Au vu de cette attestation, Portier explique que ce genre d'objet est communément appelé "lapis baigné" et que sa valeur est d'environ six fois moindre qu'un lapis aux coloris naturels et il apprécie sa valeur marchande à 12 000 F.
Enfin dans une lettre du 25 janvier 1977, Portier ajoutait que le lapis, -comme d'ailleurs les deux ivoires-, étaient très récents : deux à dix ans tout au plus. Les faits étant ainsi, force est tout d'abord d'admettre qu'il n'y eut pas erreur sur la matière : Bourgeon, si l'on s'en tient à sa lettre du 10 octobre 1975, vendit un lapis, sans même préciser s'il était lazuli (il existe en effet des lapis blancs par nature ; l'expert Portier le dit dans sa première lettre). D'autre part, l'attestation du service de contrôle des pierres précieuses établit que la pièce litigieuse peut être nommée lapis-lazuli.
Il n'y a pas non plus erreur sur l'authenticité, si l'on exclut de cette notion celle d'ancienneté : la pierre vendue a bien droit à. l'appellation lapis-lazuli ; elle n'est peut être pas d'une qualité extraordinaire, car elle est d'un bleu trop clair et pour y remédier on l'a plongée dans un bain de teinture mais la preuve n'est pas apportée, de façon indiscutable, que la couleur naturelle de la pierre et l'absence de teinture ait été considérée par Durand comme une qualité substantielle de la chose qu'il désirait acquérir. Le prix élevé ne saurait, à lui seul, suffire à établir que les parties entendaient faire de cette couleur naturelle une qualité substantielle de la chose vendue.
Il y eut assurément erreur sur la valeur, mais rien n'établit que cette erreur sur la valeur soit la conséquence d'une erreur sur les qualités substantielles de la chose. Par suite, l'erreur sur la valeur s'identifie avec la lésion, qui n'est pas une cause de nullité des ventes mobilières.
Quant à l'erreur sur l'ancienneté de l'objet, qui semble alléguée par Durand en certains points de ses écritures, rien ne vient prouver que le contrat portait sur des objets d'époque. Il pouvait aussi bien avoir pour objet des copies d'ancien. Aucune preuve n 'est apportée que l'ancienneté fut une qualité substantielle dans l'intention de l'acheteur. De ce point de vue encore, il y eut simple erreur sur la valeur, équivalent à la lésion.
Il suit de là que le consentement de Durand n'a pas été vicié par une erreur sur les qualités substantielles de la chose, ce qui conduit au rejet de l'ensemble de ses demandes.
En ce qui concerne les ivoires, l'erreur sur les qualités substantielles était encore moins soutenable, car là il n'y avait pas la moindre erreur, substantielle ou non, sur i matière elle-même.

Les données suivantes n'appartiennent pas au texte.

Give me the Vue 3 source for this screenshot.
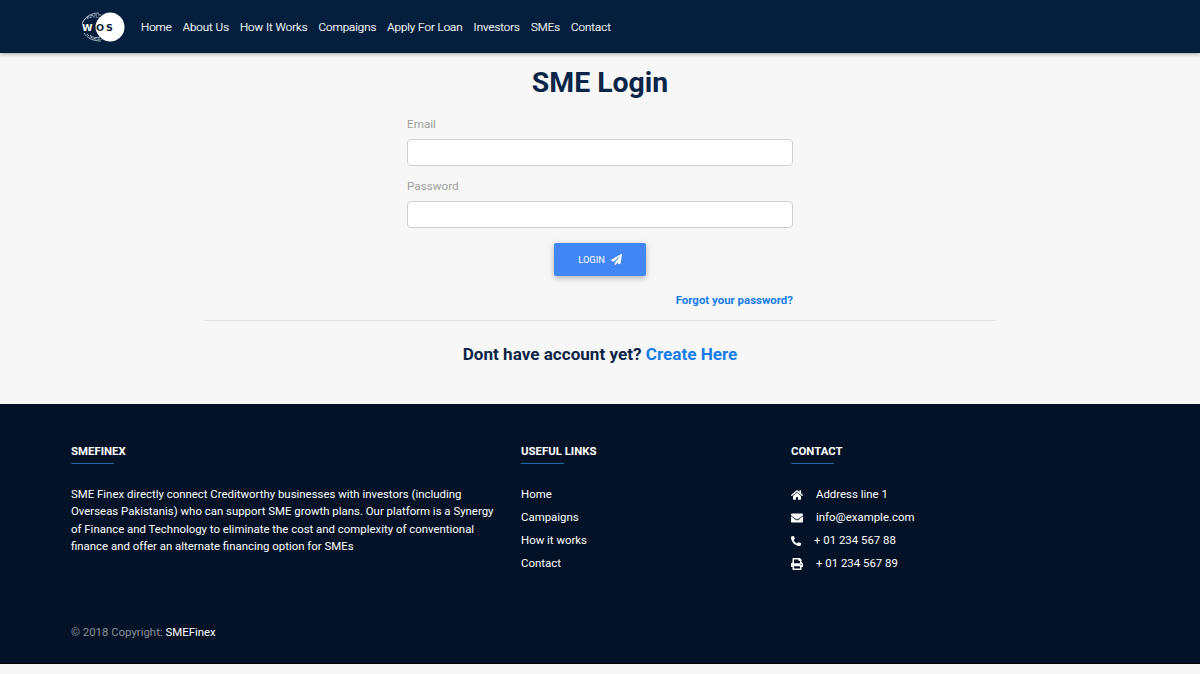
<script setup>
const navItems = ['Home', 'About Us', 'How It Works', 'Compaigns', 'Apply For Loan', 'Investors', 'SMEs', 'Contact']
const usefulLinks = ['Home', 'Campaigns', 'How it works', 'Contact']
</script>

<template>
  <div class="page">
    <header class="topbar">
      <svg class="logo" width="44" height="30" viewBox="0 0 44 30">
        <circle cx="29" cy="15" r="14.5" fill="#fff" />
        <path d="M10 0H27C22 2 17 6 15 11H10Z" fill="#031f3d" />
        <path d="M10 30H27C22 28 17 24 15 19H10Z" fill="#031f3d" />
        <g fill="none" stroke="#d5dbe2" stroke-width="0.8">
          <path d="M2 10C4 5 10 1 18 1" />
          <path d="M1 12C3 6 9 2 21 3" stroke-dasharray="3 1" />
          <path d="M6 7C9 5 14 4 19 6" stroke-dasharray="2 1" />
          <path d="M3 21C6 26 12 29 20 29" />
          <path d="M6 22C9 26 14 28 22 27" stroke-dasharray="3 1" />
          <path d="M9 23C12 26 15 26 19 25" />
        </g>
        <text x="1" y="19" class="logo-w">W</text>
        <text x="15" y="19" class="logo-o">O</text>
        <text x="25" y="19" class="logo-s">S</text>
      </svg>
      <nav class="nav">
        <a v-for="item in navItems" :key="item">{{ item }}</a>
      </nav>
    </header>

    <main class="login">
      <h1>SME Login</h1>
      <form class="form" @submit.prevent>
        <label>Email</label>
        <input type="text" />
        <label class="second">Password</label>
        <input type="password" />
        <button class="btn" type="button">
          <span>LOGIN</span>
          <svg width="11" height="11" viewBox="0 0 512 512"><path fill="#fff" d="M476 3L13 270c-18 10-16 36 3 44l106 44L408 106c5-5 13 2 8 8L176 406v80c0 24 29 33 43 16l64-78 125 52c14 6 31-3 33-19L512 28c3-20-19-35-36-25z"/></svg>
        </button>
        <a class="forgot">Forgot your password?</a>
      </form>
      <hr />
      <p class="signup">Dont have account yet? <a>Create Here</a></p>
    </main>

    <footer class="footer">
      <div class="cols">
        <section class="col about">
          <h4>SMEFINEX</h4>
          <p>SME Finex directly connect Creditworthy businesses with investors (including Overseas Pakistanis) who can support SME growth plans. Our platform is a Synergy of Finance and Technology to eliminate the cost and complexity of conventional finance and offer an alternate financing option for SMEs</p>
        </section>
        <section class="col links">
          <h4>USEFUL LINKS</h4>
          <ul>
            <li v-for="l in usefulLinks" :key="l">{{ l }}</li>
          </ul>
        </section>
        <section class="col contact">
          <h4>CONTACT</h4>
          <ul>
            <li>
              <svg width="12" height="12" viewBox="0 0 576 512"><path fill="#fff" d="M280 148L96 300v164c0 9 7 16 16 16l112-1c9 0 16-7 16-16v-95c0-9 7-16 16-16h64c9 0 16 7 16 16v95c0 9 7 16 16 16l112 1c9 0 16-7 16-16V300L296 148c-5-4-11-4-16 0zm292 103l-84-69V44c0-7-5-12-12-12h-56c-7 0-12 5-12 12v72l-89-74c-18-14-44-14-62 0L4 251c-5 4-6 12-2 17l26 31c4 5 12 6 17 2L280 107c5-4 11-4 16 0l235 194c5 4 13 3 17-2l26-31c4-5 3-13-2-17z"/></svg>
              <span class="t1">Address line 1</span>
            </li>
            <li>
              <svg width="12" height="12" viewBox="0 0 512 512"><path fill="#fff" d="M502 191c4-3 10 0 10 5v204c0 27-22 48-48 48H48c-27 0-48-21-48-48V196c0-5 6-8 10-5 22 17 52 39 154 113 21 15 57 48 92 48s72-33 92-48c102-74 132-96 154-113zM256 320c23 0 57-29 73-41 133-96 143-105 174-129 6-5 9-12 9-19v-19c0-27-22-48-48-48H48C21 64 0 85 0 112v19c0 7 3 14 9 19 31 24 41 33 174 129 16 12 50 41 73 41z"/></svg>
              <span class="t2">info@example.com</span>
            </li>
            <li>
              <svg width="10" height="12" viewBox="0 0 512 512"><path fill="#fff" d="M18 25L122 1c11-3 23 3 27 14l48 112c4 10 1 21-7 28l-60 50c36 77 99 140 178 178l50-60c7-8 18-11 28-7l112 48c11 5 17 16 14 28l-24 104c-3 11-12 18-23 18C209 512 0 303 0 48c0-11 8-20 18-23z"/></svg>
              <span class="t3">+ 01 234 567 88</span>
            </li>
            <li>
              <svg width="12" height="12" viewBox="0 0 512 512"><path fill="#fff" d="M448 192V77c0-8-3-17-9-23L393 9c-6-6-14-9-23-9H96C78 0 64 14 64 32v160c-35 0-64 29-64 64v112c0 9 7 16 16 16h48v96c0 18 14 32 32 32h320c18 0 32-14 32-32v-96h48c9 0 16-7 16-16V256c0-35-29-64-64-64zM384 448H128v-96h256zm0-224H128V64h192v48c0 9 7 16 16 16h48zm48 72c-13 0-24-11-24-24s11-24 24-24 24 11 24 24-11 24-24 24z"/></svg>
              <span class="t1">+ 01 234 567 89</span>
            </li>
          </ul>
        </section>
      </div>
      <p class="copy">© 2018 Copyright: <strong>SMEFinex</strong></p>
    </footer>
    <div class="tail"></div>
  </div>
</template>

<style>
html, body { margin: 0; background: #f7f7f7; }
</style>

<style scoped>
.page {
  font-family: Roboto, "Liberation Sans", sans-serif;
  background: #f7f7f7;
  min-height: 674px;
}
.topbar {
  height: 53px;
  background: #031f3d;
  display: flex;
  align-items: center;
  padding-left: 81px;
  box-sizing: border-box;
  box-shadow: 0 1px 4px rgba(0, 0, 0, 0.35);
  position: relative;
}
.logo { margin-right: 16px; flex: none; }
.logo-w, .logo-o, .logo-s {
  font: 700 9.5px "DejaVu Sans", sans-serif;
}
.logo-w { fill: #fff; }
.logo-o { fill: #031f3d; }
.logo-s { fill: #031f3d; }
.nav { display: flex; gap: 11px; }
.nav a {
  color: #fff;
  font-size: 11.5px;
  font-weight: 300;
  line-height: 18px;
  -webkit-text-stroke: 0.2px #fff;
}
.login { height: 351px; display: flex; flex-direction: column; align-items: center; }
h1 {
  margin: 13px 0 0;
  color: #0a2548;
  font-size: 28.4px;
  font-weight: 700;
  line-height: 34px;
}
.form {
  width: 386px;
  margin-top: 17px;
  display: flex;
  flex-direction: column;
}
label {
  color: #9e9e9e;
  font-size: 11.7px;
  line-height: 14px;
  height: 22px;
}
label.second { margin-top: 13px; }
input {
  height: 27px;
  box-sizing: border-box;
  border: 1px solid #d0d0d0;
  border-radius: 4px;
  background: #fff;
  padding: 0 10px;
  outline: none;
}
.btn {
  align-self: center;
  width: 92px;
  height: 33px;
  margin-top: 15px;
  background: #4285f4;
  border: 0;
  border-radius: 2px;
  color: #fff;
  font: 400 9.3px Roboto, sans-serif;
  display: flex;
  align-items: center;
  justify-content: center;
  gap: 6px;
  box-shadow: 0 2px 5px rgba(0, 0, 0, 0.18), 0 2px 10px rgba(0, 0, 0, 0.12);
}
.forgot {
  align-self: flex-end;
  margin-top: 17px;
  color: #167ce9;
  font-size: 11.45px;
  font-weight: 700;
  line-height: 14px;
}
hr {
  width: 792px;
  margin: 13px 0 0;
  border: 0;
  border-top: 1px solid #e2e2e2;
}
.signup {
  margin: 22px 0 0;
  color: #0a2548;
  font-size: 17.1px;
  font-weight: 700;
  line-height: 22px;
}
.signup a { color: #167ce9; }
.footer {
  height: 260px;
  box-sizing: border-box;
  background: #041227;
  padding: 40px 71px 0;
  color: #fff;
  border-bottom: 1px solid #000;
}
.cols { display: flex; }
.about { width: 450px; }
.about p { width: 428px; }
.links { width: 270px; }
h4 {
  margin: 0;
  font-size: 11.4px;
  font-weight: 700;
  line-height: 14px;
  padding-bottom: 5px;
  position: relative;
  height: 14px;
}
h4::after {
  content: "";
  position: absolute;
  left: 0;
  top: 19px;
  width: 43px;
  height: 1px;
  background: #1a6ea8;
}
.col p {
  margin: 23px 0 0;
  font-size: 11.42px;
  line-height: 17.3px;
  font-weight: 400;
}
ul {
  list-style: none;
  margin: 20px 0 0;
  padding: 0;
  font-size: 11.42px;
}
li {
  height: 23px;
  line-height: 23px;
  display: flex;
  align-items: center;
}
.t1 { margin-left: 13px; }
.t2 { margin-left: 13px; }
.t3 { margin-left: 13px; }
.copy {
  margin: 50px 0 0;
  font-size: 11.4px;
  color: #8a8f98;
  line-height: 14px;
}
.copy strong { color: #fff; font-weight: 400; }
.tail { height: 10px; background: #f7f7f7; }
</style>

Seul pouvait se poser le problème de l'ancienneté. Mais là encore, il n'existait à ce sujet au contrat aucune stipulation, dont la preuve soit apportée, faisant apparaître comme substantiel le critère de l'ancienneté.
L'échec de la demande de Durand est donc total, ce conduit à i 'infirmation partielle du jugement.
Durand, partie perdante, supportera tous les dépens de première instance et d'appel.
Par ces motifs, Et ceux non contraires des premiers Juges, LA COUR statuant publiquement, contradictoirement, Dit réguliers en la forme tant l'appel principal de Bourgeon que l'appel incident de Durand. Au fond : Infirmant partiellement le jugement déféré : Rejette l'ensemble des demandes formées par Durand contre Bourgeon. Le condamne aux dépens de première instance et d'appel Autorise pour ces derniers, Maître Tixier, avoué, à recouvrer directement contre lui la totalité ou la partie dont il a pu faire personnellement l'avance.